## Set problem:
The material below holds a span beginning at the line with "What React, TypeScript" and ending at the line with "import React from". Quote that span exactly, both ends included, and only that span.
-- START OF Data records --
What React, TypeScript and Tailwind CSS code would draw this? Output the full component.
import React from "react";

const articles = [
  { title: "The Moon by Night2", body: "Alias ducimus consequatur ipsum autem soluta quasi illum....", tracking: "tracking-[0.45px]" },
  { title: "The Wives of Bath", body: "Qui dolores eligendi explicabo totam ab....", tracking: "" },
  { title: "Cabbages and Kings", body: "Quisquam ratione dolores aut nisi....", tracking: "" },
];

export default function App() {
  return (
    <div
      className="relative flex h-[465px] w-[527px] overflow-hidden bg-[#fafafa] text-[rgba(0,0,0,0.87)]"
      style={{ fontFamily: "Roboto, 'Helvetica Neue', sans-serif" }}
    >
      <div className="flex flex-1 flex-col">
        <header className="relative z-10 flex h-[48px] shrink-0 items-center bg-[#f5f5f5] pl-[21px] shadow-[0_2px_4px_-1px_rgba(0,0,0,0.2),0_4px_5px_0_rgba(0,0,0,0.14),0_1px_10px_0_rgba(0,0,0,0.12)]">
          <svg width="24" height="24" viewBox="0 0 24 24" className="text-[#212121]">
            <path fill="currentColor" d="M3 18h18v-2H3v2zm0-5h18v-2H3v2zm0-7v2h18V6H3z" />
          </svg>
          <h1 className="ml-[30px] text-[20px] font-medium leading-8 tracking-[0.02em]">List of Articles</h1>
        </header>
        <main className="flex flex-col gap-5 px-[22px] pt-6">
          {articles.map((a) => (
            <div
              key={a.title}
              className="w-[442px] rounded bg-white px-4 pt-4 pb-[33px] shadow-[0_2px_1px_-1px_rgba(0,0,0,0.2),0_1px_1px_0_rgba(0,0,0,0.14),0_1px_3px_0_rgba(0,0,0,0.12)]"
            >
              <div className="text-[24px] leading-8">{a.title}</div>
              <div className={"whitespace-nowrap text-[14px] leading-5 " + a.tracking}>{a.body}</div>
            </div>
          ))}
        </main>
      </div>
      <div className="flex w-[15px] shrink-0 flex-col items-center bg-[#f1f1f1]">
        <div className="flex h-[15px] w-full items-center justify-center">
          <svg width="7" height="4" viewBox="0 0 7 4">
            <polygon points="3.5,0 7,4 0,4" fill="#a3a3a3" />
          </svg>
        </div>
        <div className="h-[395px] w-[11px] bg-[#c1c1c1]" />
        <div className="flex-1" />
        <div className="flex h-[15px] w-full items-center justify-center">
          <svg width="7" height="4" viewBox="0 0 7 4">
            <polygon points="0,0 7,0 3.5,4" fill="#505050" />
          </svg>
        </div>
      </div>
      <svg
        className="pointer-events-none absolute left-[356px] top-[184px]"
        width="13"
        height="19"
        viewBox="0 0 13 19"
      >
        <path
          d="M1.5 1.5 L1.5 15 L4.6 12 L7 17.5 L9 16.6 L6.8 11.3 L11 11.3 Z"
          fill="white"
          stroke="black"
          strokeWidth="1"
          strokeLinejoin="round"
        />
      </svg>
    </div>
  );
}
-- END OF Data records --
-- START OF Data records --
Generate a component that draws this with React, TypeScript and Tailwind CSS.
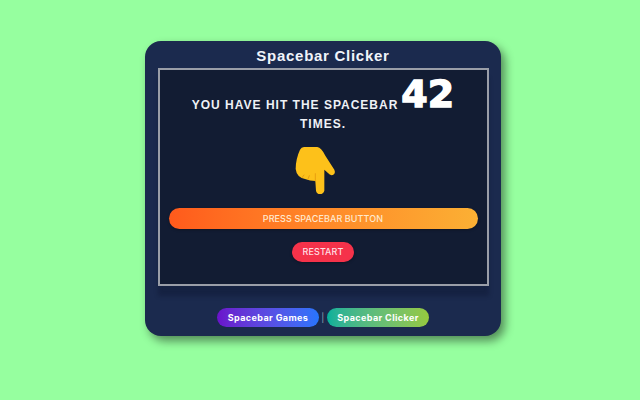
-- END OF Data records --
## Solution to this task:
What React, TypeScript and Tailwind CSS code would draw this? Output the full component.
import React from "react";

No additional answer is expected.